_TASK REQUIREMENTS_.
Show each line from the listing that includes the word "React".
◆ ◆ ◆ ◆ ◆
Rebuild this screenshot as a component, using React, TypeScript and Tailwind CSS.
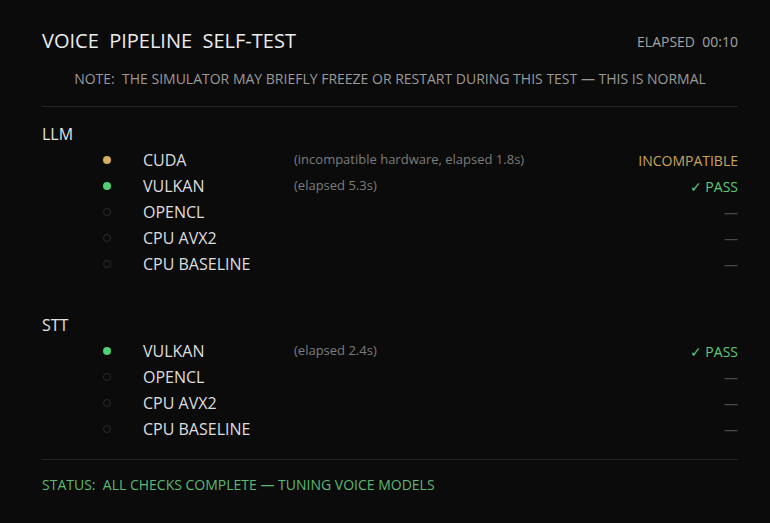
import React from "react"

type Row = {
  name: string
  state: "pass" | "incompatible" | "pending"
  detail?: string
}

const llm: Row[] = [
  { name: "CUDA", state: "incompatible", detail: "(incompatible hardware, elapsed 1.8s)" },
  { name: "VULKAN", state: "pass", detail: "(elapsed 5.3s)" },
  { name: "OPENCL", state: "pending" },
  { name: "CPU AVX2", state: "pending" },
  { name: "CPU BASELINE", state: "pending" },
]

const stt: Row[] = [
  { name: "VULKAN", state: "pass", detail: "(elapsed 2.4s)" },
  { name: "OPENCL", state: "pending" },
  { name: "CPU AVX2", state: "pending" },
  { name: "CPU BASELINE", state: "pending" },
]

function Dot({ state }: { state: Row["state"] }) {
  if (state === "pass") return <span className="block h-2 w-2 rounded-full bg-[#4fd071]" />
  if (state === "incompatible") return <span className="block h-2 w-2 rounded-full bg-[#d4ad62]" />
  return <span className="block h-2 w-2 rounded-full border border-[#2c2c2c]" />
}

function Status({ state }: { state: Row["state"] }) {
  if (state === "pass") return <span className="text-[14px] text-[#5fc977]">✓ PASS</span>
  if (state === "incompatible") return <span className="text-[14px] text-[#c9a45c]">INCOMPATIBLE</span>
  return <span className="text-[14px] text-[#4a4a4a]">—</span>
}

function Section({ label, rows }: { label: string; rows: Row[] }) {
  return (
    <div>
      <div className="flex h-[26px] items-center text-[16px] text-[#e2e2e2]">{label}</div>
      {rows.map((r) => (
        <div key={r.name} className="flex h-[26px] items-center pl-[61px]">
          <Dot state={r.state} />
          <span className="ml-[32px] w-[151px] text-[16px] text-[#dedede]">{r.name}</span>
          <span className="flex-1 text-[13px] text-[#7c7c7c]">{r.detail}</span>
          <Status state={r.state} />
        </div>
      ))}
    </div>
  )
}

export default function App() {
  return (
    <div className="h-[523px] w-[770px] overflow-hidden bg-[#0b0b0b] pl-[42px] pr-[32px] pt-[29px] font-['Open_Sans',sans-serif]">
      <div className="flex h-6 items-center justify-between">
        <h1 className="whitespace-pre text-[20px] text-[#ececec]">VOICE  PIPELINE  SELF-TEST</h1>
        <span className="whitespace-pre text-[14px] text-[#a3a3a3]">ELAPSED  00:10</span>
      </div>

      <p className="mt-[17px] h-[18px] whitespace-pre text-center text-[14px] leading-[18px] text-[#9a9a9a]">
        NOTE:  THE SIMULATOR MAY BRIEFLY FREEZE OR RESTART DURING THIS TEST — THIS IS NORMAL
      </p>

      <div className="mt-[18px] h-px bg-[#262626]" />

      <div className="mt-[14px]">
        <Section label="LLM" rows={llm} />
      </div>

      <div className="mt-[35px]">
        <Section label="STT" rows={stt} />
      </div>

      <div className="mt-[17px] h-px bg-[#262626]" />

      <p className="mt-[16px] whitespace-pre text-[14px] leading-[18px] text-[#5cb872]">
        STATUS:  ALL CHECKS COMPLETE — TUNING VOICE MODELS
      </p>
    </div>
  )
}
◆ ◆ ◆ ◆ ◆
_EXERCISE SOLUTION_.
Rebuild this screenshot as a component, using React, TypeScript and Tailwind CSS.
import React from "react"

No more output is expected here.